During the news conference, Mr. López Obrador read aloud from an email from Natalie Kitroeff, The New York Times’s bureau chief for Mexico, Central America and the Caribbean. She had requested comment for an article revealing that U.S. law enforcement officials had for years been looking into claims that allies of Mr. López Obrador met with and took millions of dollars from drug cartels.

In addition to railing against Ms. Kitroeff and identifying her by name, Mr. López Obrador publicly recited her phone number.

“This is tantamount to doxxing, illegal by Mexican privacy laws and places reporters at risk,” Jan-Albert Hootsen, the Mexico representative for the Committee to Protect Journalists, said on X, the social media platform.

Mexico’s National Institute of Transparency, Access to Information and Personal Data Protection, or INAI, said in a statement that its investigation would seek to establish whether Mr. López Obrador had violated Mexican legislation protecting personal data. The institute runs Mexico’s freedom of information system, which was created more than two decades ago to make government operations more transparent and curb abuses of power.

Mr. López Obrador, whose six-year term is coming to an end this year, has long maintained a confrontational relationship with the news media and regularly attacks journalists by name at his morning news conferences.

The move against a journalist for The Times follows weeks of attacks on a reporter for ProPublica, which published a story last month detailing a separate investigation into accusations that drug cartels had donated millions to Mr. López Obrador’s unsuccessful presidential campaign in 2006. The president called the reporter, Tim Golden, a “pawn” and “a mercenary in the service” of the Drug Enforcement Administration.

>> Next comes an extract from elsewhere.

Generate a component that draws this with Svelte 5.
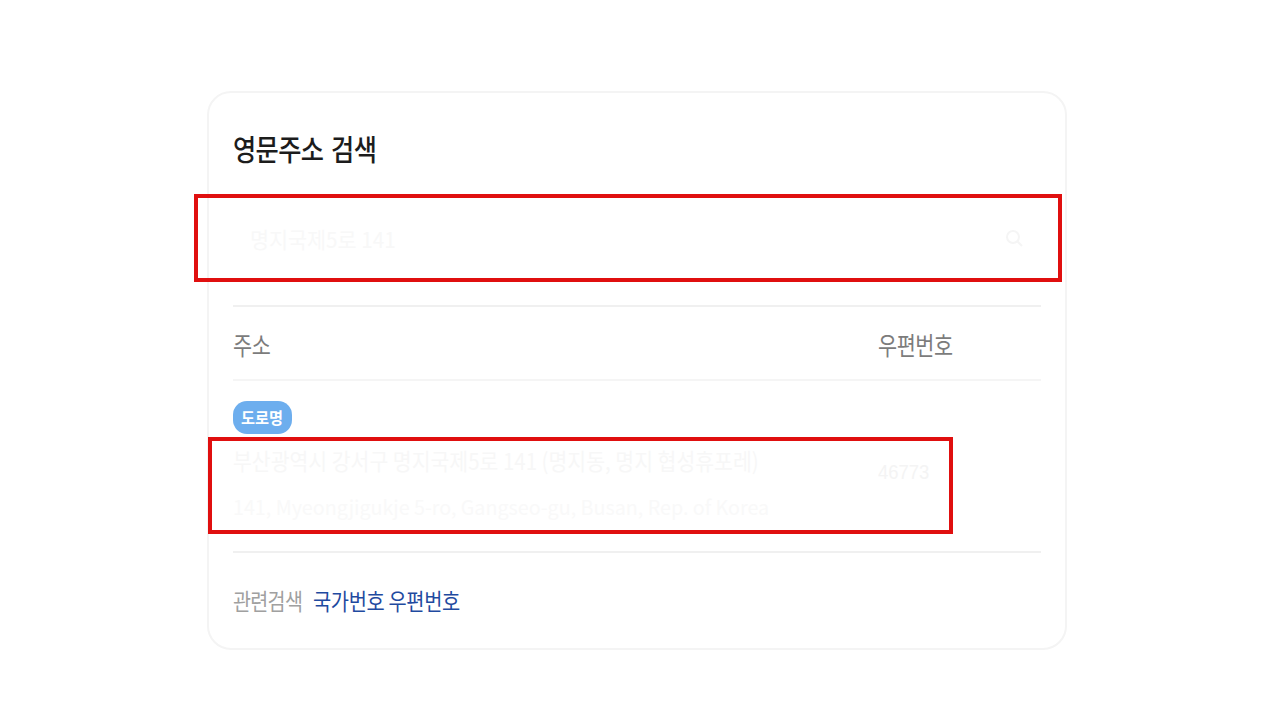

The Times’s article on Thursday revealed a more recent inquiry during Mr. López Obrador’s presidency, which started in 2018. American law enforcement officials spent years looking into claims that confidants of Mr. López Obrador had received millions of dollars from drug cartels while he ran the country. The article cited U.S. records and three people familiar with the matter.

“This is a troubling and unacceptable tactic from a world leader at a time when threats against journalists are on the rise,” The New York Times said in a statement on Thursday in response to Mr. López Obrador’s public release of Ms. Kitroeff’s phone number.

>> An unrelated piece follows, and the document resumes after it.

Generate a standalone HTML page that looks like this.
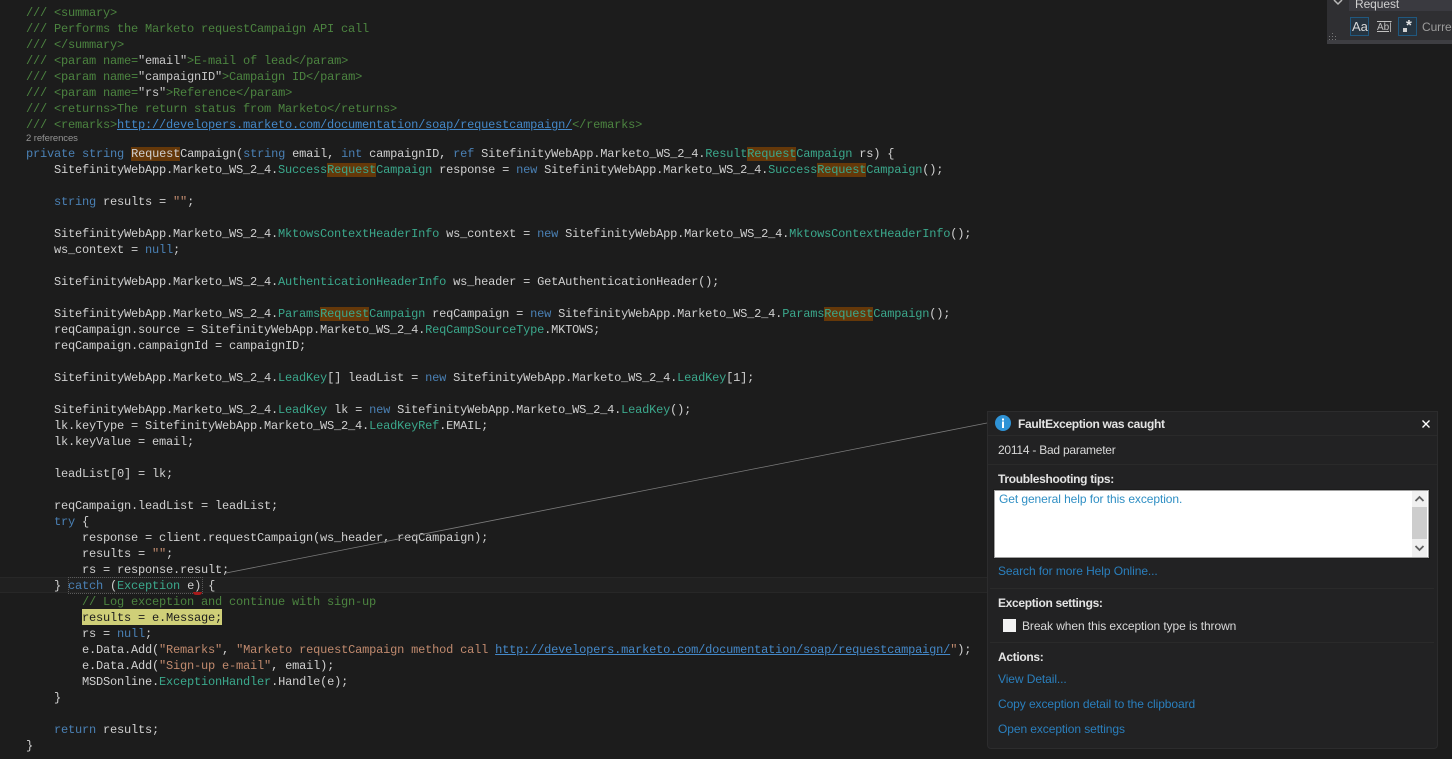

The United States never opened a formal investigation into Mr. López Obrador, The Times reported, and the officials involved ultimately shelved the inquiry after concluding that the U.S. government had little appetite to pursue allegations against the leader of a key American ally.

During their inquiry, U.S. officials identified possible links between the cartels and Mr. López Obrador’s allies and advisers after he took office, but did not find any direct ties between the president himself and criminal groups.